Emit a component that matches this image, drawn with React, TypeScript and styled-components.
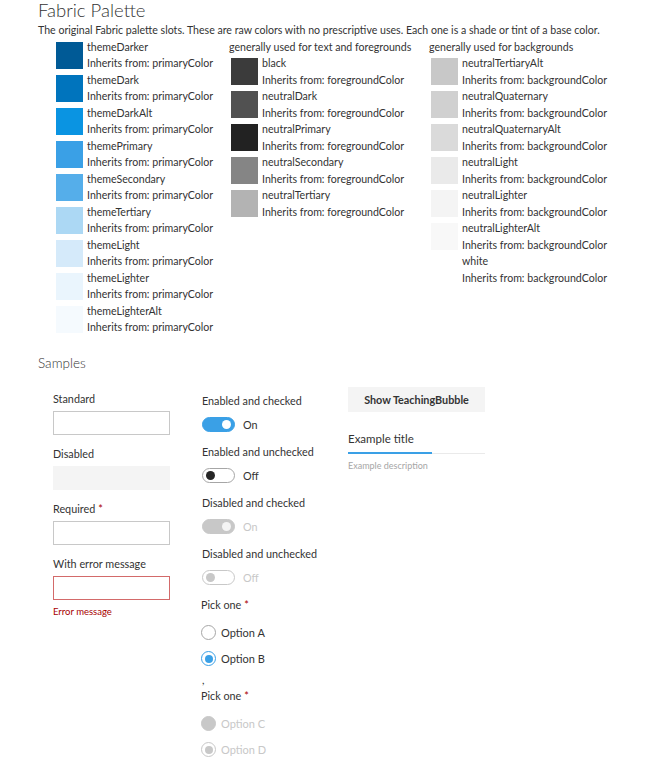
import React from "react";
import styled, { createGlobalStyle } from "styled-components";

const GlobalStyle = createGlobalStyle`
  body {
    margin: 0;
    background: #ffffff;
    font-family: Lato, "Open Sans", sans-serif;
    color: #333333;
  }
`;

const Page = styled.div`
  padding-left: 38px;
`;

const Title = styled.h1`
  margin: 0;
  font-size: 18.5px;
  font-weight: 300;
  line-height: 20px;
  color: #333333;
`;

const Description = styled.p`
  margin: 2px 0 0;
  font-size: 10.6px;
  line-height: 16.5px;
`;

const PaletteGrid = styled.div`
  display: grid;
  grid-template-columns: 175px 200px 1fr;
  margin-left: 16px;
`;

const PaletteColumn = styled.div`
  display: flex;
  flex-direction: column;
`;

const ColumnHeader = styled.div`
  font-size: 10.6px;
  line-height: 16.5px;
`;

const SwatchRow = styled.div`
  display: flex;
  align-items: center;
  height: 33px;
  padding-left: 2px;
`;

const Swatch = styled.div<{ $color: string }>`
  width: 27px;
  height: 27px;
  flex-shrink: 0;
  background: ${({ $color }) => $color};
`;

const SwatchText = styled.div`
  margin-left: 4px;
  font-size: 10.6px;
  line-height: 16.5px;
  white-space: nowrap;
`;

const SectionTitle = styled.h2`
  margin: 18px 0 0;
  font-size: 13.5px;
  font-weight: 300;
  line-height: 18px;
  color: #333333;
`;

const SamplesGrid = styled.div`
  display: grid;
  grid-template-columns: 149px 146px 1fr;
  margin: 15px 0 0 15px;
  align-items: start;
`;

const FieldColumn = styled.div`
  padding-top: 4px;
  display: flex;
  flex-direction: column;
`;

const Field = styled.div`
  margin-bottom: 11px;
`;

const Label = styled.div`
  font-size: 10.8px;
  line-height: 16px;
  margin-bottom: 4px;
  white-space: nowrap;
`;

const Star = styled.span`
  color: #a80000;
  margin-left: 3px;
`;

const Input = styled.div<{ $state?: "error" | "disabled" }>`
  box-sizing: border-box;
  width: 117px;
  height: 24px;
  border: 1px solid
    ${({ $state }) =>
      $state === "error" ? "#d36a6a" : $state === "disabled" ? "#f4f4f4" : "#c8c8c8"};
  background: ${({ $state }) => ($state === "disabled" ? "#f4f4f4" : "#ffffff")};
`;

const ErrorText = styled.div`
  margin-top: 5px;
  font-size: 9.5px;
  line-height: 14px;
  color: #a80000;
`;

const ControlColumn = styled.div`
  padding-top: 6px;
  display: flex;
  flex-direction: column;
`;

const ToggleBlock = styled.div`
  display: flex;
  flex-direction: column;
  margin-bottom: 9px;
`;

const ToggleLabel = styled(Label)`
  margin-bottom: 6px;
`;

const ToggleRow = styled.div`
  display: flex;
  align-items: center;
  height: 20px;
`;

const Track = styled.div<{ $on: boolean; $disabled?: boolean }>`
  box-sizing: border-box;
  width: 33px;
  height: 15px;
  border-radius: 8px;
  display: flex;
  align-items: center;
  padding: 0 3px;
  justify-content: ${({ $on }) => ($on ? "flex-end" : "flex-start")};
  background: ${({ $on, $disabled }) =>
    $on ? ($disabled ? "#c8c8c8" : "#3aa0e6") : "#ffffff"};
  border: 1px solid
    ${({ $on, $disabled }) =>
      $on ? ($disabled ? "#c8c8c8" : "#3aa0e6") : $disabled ? "#c8c8c8" : "#a6a6a6"};
`;

const Thumb = styled.div<{ $on: boolean; $disabled?: boolean }>`
  width: 9px;
  height: 9px;
  border-radius: 50%;
  background: ${({ $on, $disabled }) =>
    $on ? ($disabled ? "#f4f4f4" : "#ffffff") : $disabled ? "#c8c8c8" : "#262626"};
`;

const StateText = styled.span<{ $disabled?: boolean }>`
  margin-left: 8px;
  font-size: 10.8px;
  color: ${({ $disabled }) => ($disabled ? "#c8c8c8" : "#333333")};
`;

const ChoiceGroup = styled.div`
  margin-left: -1px;
`;

const ChoiceLabel = styled(Label)`
  margin-bottom: 10px;
`;

const OptionRow = styled.div`
  display: flex;
  align-items: center;
  height: 20px;
  margin-bottom: 6px;
`;

const Radio = styled.div<{ $checked?: boolean; $disabled?: boolean; $filled?: boolean }>`
  box-sizing: border-box;
  width: 15px;
  height: 15px;
  border-radius: 50%;
  display: flex;
  align-items: center;
  justify-content: center;
  border: 1px solid
    ${({ $checked, $disabled }) =>
      $disabled ? "#c8c8c8" : $checked ? "#3aa0e6" : "#a6a6a6"};
  background: ${({ $filled }) => ($filled ? "#c8c8c8" : "#ffffff")};

  &::after {
    content: "";
    display: ${({ $checked }) => ($checked ? "block" : "none")};
    width: 8px;
    height: 8px;
    border-radius: 50%;
    background: ${({ $disabled }) => ($disabled ? "#c8c8c8" : "#3aa0e6")};
  }
`;

const OptionText = styled.span<{ $disabled?: boolean }>`
  margin-left: 5px;
  font-size: 11px;
  color: ${({ $disabled }) => ($disabled ? "#c8c8c8" : "#333333")};
`;

const Separator = styled.div`
  font-size: 10.8px;
  line-height: 16px;
  margin-top: -3px;
`;

const BubbleColumn = styled.div`
  display: flex;
  flex-direction: column;
  width: 137px;
`;

const Button = styled.button`
  width: 137px;
  height: 25px;
  border: none;
  background: #f4f4f4;
  font-family: inherit;
  font-size: 10.8px;
  font-weight: 700;
  color: #333333;
  padding: 0;
`;

const PivotTitle = styled.div`
  margin-top: 19px;
  font-size: 11.5px;
  line-height: 16px;
`;

const PivotLine = styled.div`
  margin-top: 4px;
  height: 2px;
  display: flex;
  align-items: flex-end;
  border-bottom: 1px solid #eaeaea;
`;

const PivotActive = styled.div`
  width: 84px;
  height: 2px;
  background: #3aa0e6;
  margin-bottom: -1px;
`;

const PivotDescription = styled.div`
  margin-top: 5px;
  font-size: 9px;
  line-height: 13px;
  color: #a6a6a6;
`;

type Slot = { name: string; color: string; from: string };

const primary = (name: string, color: string): Slot => ({ name, color, from: "primaryColor" });
const fg = (name: string, color: string): Slot => ({ name, color, from: "foregroundColor" });
const bg = (name: string, color: string): Slot => ({ name, color, from: "backgroundColor" });

const columns: { header?: string; slots: Slot[] }[] = [
  {
    slots: [
      primary("themeDarker", "#005a96"),
      primary("themeDark", "#0074bd"),
      primary("themeDarkAlt", "#0a94e2"),
      primary("themePrimary", "#3aa0e6"),
      primary("themeSecondary", "#55aeea"),
      primary("themeTertiary", "#acd8f4"),
      primary("themeLight", "#d5eafa"),
      primary("themeLighter", "#eaf5fd"),
      primary("themeLighterAlt", "#f5fafe"),
    ],
  },
  {
    header: "generally used for text and foregrounds",
    slots: [
      fg("black", "#3b3b3b"),
      fg("neutralDark", "#515151"),
      fg("neutralPrimary", "#222222"),
      fg("neutralSecondary", "#858585"),
      fg("neutralTertiary", "#b3b3b3"),
    ],
  },
  {
    header: "generally used for backgrounds",
    slots: [
      bg("neutralTertiaryAlt", "#c8c8c8"),
      bg("neutralQuaternary", "#d0d0d0"),
      bg("neutralQuaternaryAlt", "#dadada"),
      bg("neutralLight", "#eaeaea"),
      bg("neutralLighter", "#f4f4f4"),
      bg("neutralLighterAlt", "#f8f8f8"),
      bg("white", "#ffffff"),
    ],
  },
];

const toggles = [
  { label: "Enabled and checked", on: true, disabled: false },
  { label: "Enabled and unchecked", on: false, disabled: false },
  { label: "Disabled and checked", on: true, disabled: true },
  { label: "Disabled and unchecked", on: false, disabled: true },
];

export default function App(): JSX.Element {
  return (
    <Page>
      <GlobalStyle />
      <Title>Fabric Palette</Title>
      <Description>
        The original Fabric palette slots. These are raw colors with no prescriptive uses. Each one
        is a shade or tint of a base color.
      </Description>
      <PaletteGrid>
        {columns.map((col, i) => (
          <PaletteColumn key={i}>
            {col.header && <ColumnHeader>{col.header}</ColumnHeader>}
            {col.slots.map((s) => (
              <SwatchRow key={s.name}>
                <Swatch $color={s.color} />
                <SwatchText>
                  <div>{s.name}</div>
                  <div>Inherits from: {s.from}</div>
                </SwatchText>
              </SwatchRow>
            ))}
          </PaletteColumn>
        ))}
      </PaletteGrid>

      <SectionTitle>Samples</SectionTitle>
      <SamplesGrid>
        <FieldColumn>
          <Field>
            <Label>Standard</Label>
            <Input />
          </Field>
          <Field>
            <Label>Disabled</Label>
            <Input $state="disabled" />
          </Field>
          <Field>
            <Label>
              Required<Star>*</Star>
            </Label>
            <Input />
          </Field>
          <Field>
            <Label>With error message</Label>
            <Input $state="error" />
            <ErrorText>Error message</ErrorText>
          </Field>
        </FieldColumn>

        <ControlColumn>
          {toggles.map((t) => (
            <ToggleBlock key={t.label}>
              <ToggleLabel>{t.label}</ToggleLabel>
              <ToggleRow>
                <Track $on={t.on} $disabled={t.disabled}>
                  <Thumb $on={t.on} $disabled={t.disabled} />
                </Track>
                <StateText $disabled={t.disabled}>{t.on ? "On" : "Off"}</StateText>
              </ToggleRow>
            </ToggleBlock>
          ))}
          <ChoiceGroup>
            <ChoiceLabel>
              Pick one<Star>*</Star>
            </ChoiceLabel>
            <OptionRow>
              <Radio />
              <OptionText>Option A</OptionText>
            </OptionRow>
            <OptionRow>
              <Radio $checked />
              <OptionText>Option B</OptionText>
            </OptionRow>
          </ChoiceGroup>
          <Separator>,</Separator>
          <ChoiceGroup>
            <ChoiceLabel>
              Pick one<Star>*</Star>
            </ChoiceLabel>
            <OptionRow>
              <Radio $disabled $filled />
              <OptionText $disabled>Option C</OptionText>
            </OptionRow>
            <OptionRow>
              <Radio $disabled $checked />
              <OptionText $disabled>Option D</OptionText>
            </OptionRow>
          </ChoiceGroup>
        </ControlColumn>

        <BubbleColumn>
          <Button>Show TeachingBubble</Button>
          <PivotTitle>Example title</PivotTitle>
          <PivotLine>
            <PivotActive />
          </PivotLine>
          <PivotDescription>Example description</PivotDescription>
        </BubbleColumn>
      </SamplesGrid>
    </Page>
  );
}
※ ※ ※
EXERCISE DETAILS: Gather up every line in the data above that contains the word "React", copying each one.

RESULT:
Emit a component that matches this image, drawn with React, TypeScript and styled-components.
import React from "react";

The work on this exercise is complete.